しかし、その生涯は公務の道半ばで幕を閉じる。寛永19年(1642年)4月29日、三尹は播磨国山崎(現在の兵庫県宍粟市)で職務中に死去した。享年54であった 1 。戒名は「青雲院殿前隅州太守梅隠宗周居士」と伝わる 1 。
三尹の墓所は、二箇所に現存している。一つは、幕府への奉公の地であった江戸の祥雲寺(現在の東京都渋谷区広尾)である 1 。これは、彼が徳川幕府に仕える大名、すなわち「公人」としての一面を象徴する場所と言える。
もう一つは、彼の領地であった和泉国陶器にあり、小出家の菩提寺とされた高倉寺(現在の堺市南区高倉台)である 21 。この寺の境内には、三尹をはじめ、息子の有棟など陶器藩小出家代々の墓が今も整然と並んでいる 4 。これは、彼が領民を治める「領主」としての一面を象徴する場所である。江戸と領国という二つの拠点に墓所が存在する事実は、参勤交代に代表されるように、江戸での公務と領国での統治という二元的な生活を強いられた近世大名のあり方を、如実に物語っている。
小出三尹の生涯は、豊臣から徳川へという巨大な権力移行期を、小大名がいかにして生き抜いたかを示す、類い稀なる実例である。彼は、単一の戦略に頼るのではなく、複合的なアプローチを駆使して自らの道を切り開いた。
第一に、関ヶ原の戦いにおける一族全体での巧みなリスク分散。第二に、時代の流れを的確に読み、豊臣家臣から徳川家臣へと、他者に先んじて立場を転換した政治的決断力。第三に、幕藩体制の枠組みに囚われず、商人との非公式な血縁ネットワークを活用して財政基盤を築こうとした革新的な経営手腕。そして第四に、茶の湯と姻戚関係を通じて文化資本を獲得し、石高以上の影響力を行使した高度な文化戦略。これら多面的な戦略が、彼の成功を支えた。

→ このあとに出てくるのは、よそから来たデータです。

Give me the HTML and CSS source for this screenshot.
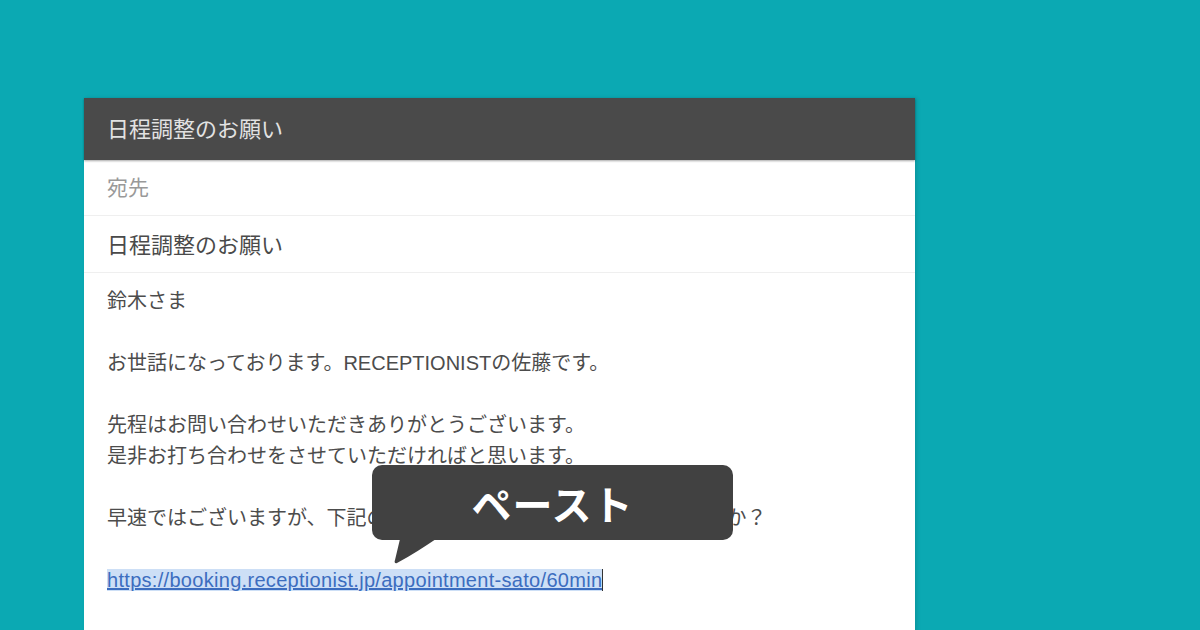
FILE: index.html
```html
<!DOCTYPE html>
<html lang="ja">
<head>
    <meta charset="UTF-8">
    <meta name="viewport" content="width=device-width, initial-scale=1.0">
    <title>日程調整のお願い</title>
    <link rel="stylesheet" href="styles.css">
</head>
<body>
    <div class="mail">
        <div class="mail-head">日程調整のお願い</div>
        <div class="field field-to">宛先</div>
        <div class="field field-subject">日程調整のお願い</div>
        <div class="mail-body">
            <p>鈴木さま</p>
            <p>お世話になっております。RECEPTIONISTの佐藤です。</p>
            <p>先程はお問い合わせいただきありがとうございます。<br>是非お打ち合わせをさせていただければと思います。</p>
            <p class="nowrap">早速ではございますが、下記のURLよりご予約いただけますでしょうか？</p>
            <p><a class="link" href="#">https://booking.receptionist.jp/appointment-sato/60min</a><span class="caret"></span></p>
        </div>
        <div class="bubble">
            ペースト
            <svg class="bubble-tail" width="44" height="26" viewBox="0 0 44 26">
                <path d="M6 0 L42 0 C30 8 18 16 3 24 C1 25 0 23 1 21 Z" fill="#414141"/>
            </svg>
        </div>
    </div>
</body>
</html>
```

FILE: styles.css
```css
body {
    margin: 0;
    padding: 98px 0 0 84px;
    width: 1200px;
    height: 630px;
    box-sizing: border-box;
    overflow: hidden;
    background-color: #0ba9b3;
    font-family: 'Liberation Sans', 'Noto Sans CJK JP', sans-serif;
    color: #4c4c4c;
}
.mail {
    position: relative;
    width: 831px;
    height: 540px;
    background-color: #fff;
    box-shadow: 2px 0 4px rgba(0, 0, 0, 0.12);
}
.mail-head {
    height: 62px;
    display: flex;
    align-items: center;
    padding: 0 23px 4px;
    box-sizing: border-box;
    background-color: #4a4a4a;
    color: #e2e2e2;
    font-size: 22px;
    box-shadow: 0 1px 2px rgba(0, 0, 0, 0.35);
}
.field {
    height: 56px;
    display: flex;
    align-items: center;
    padding: 0 23px 3px;
    box-sizing: border-box;
    border-bottom: 1px solid #efefef;
    font-size: 21px;
}
.field-to {
    color: #999;
}
.field-subject {
    height: 57px;
    color: #4a4a4a;
    font-size: 22px;
}
.mail-body {
    padding: 13px 23px;
    font-size: 20px;
    line-height: 31px;
}
.mail-body p {
    margin: 0 0 31px 0;
}
.nowrap {
    white-space: nowrap;
}
.link {
    color: #3c6dbf;
    text-decoration: underline;
    background-color: #cddff6;
    letter-spacing: 0.3px;
}
.caret {
    display: inline-block;
    width: 1px;
    height: 22px;
    background-color: #333;
    vertical-align: -4px;
}
.bubble {
    position: absolute;
    left: 288px;
    top: 367px;
    width: 361px;
    height: 75px;
    border-radius: 10px;
    background-color: #414141;
    color: #fff;
    font-family: 'Noto Sans CJK JP', sans-serif;
    font-weight: 700;
    font-size: 40px;
    letter-spacing: 1px;
    display: flex;
    align-items: center;
    justify-content: center;
}
.bubble-tail {
    position: absolute;
    left: 22px;
    top: 74px;
}
```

彼の人生は、戦国の遺風が色濃く残る中で、新たな「治世」の秩序に適応し、自らの家を興そうとした近世初期の武家のリアルな姿を浮き彫りにする。小出三尹は、単なる「秀吉の縁者」でも「徳川の家臣」でもない。自らの才覚と戦略を駆使して時代の荒波を乗り越えた、したたかで洗練された一人の統治者として、再評価されるべき人物であろう。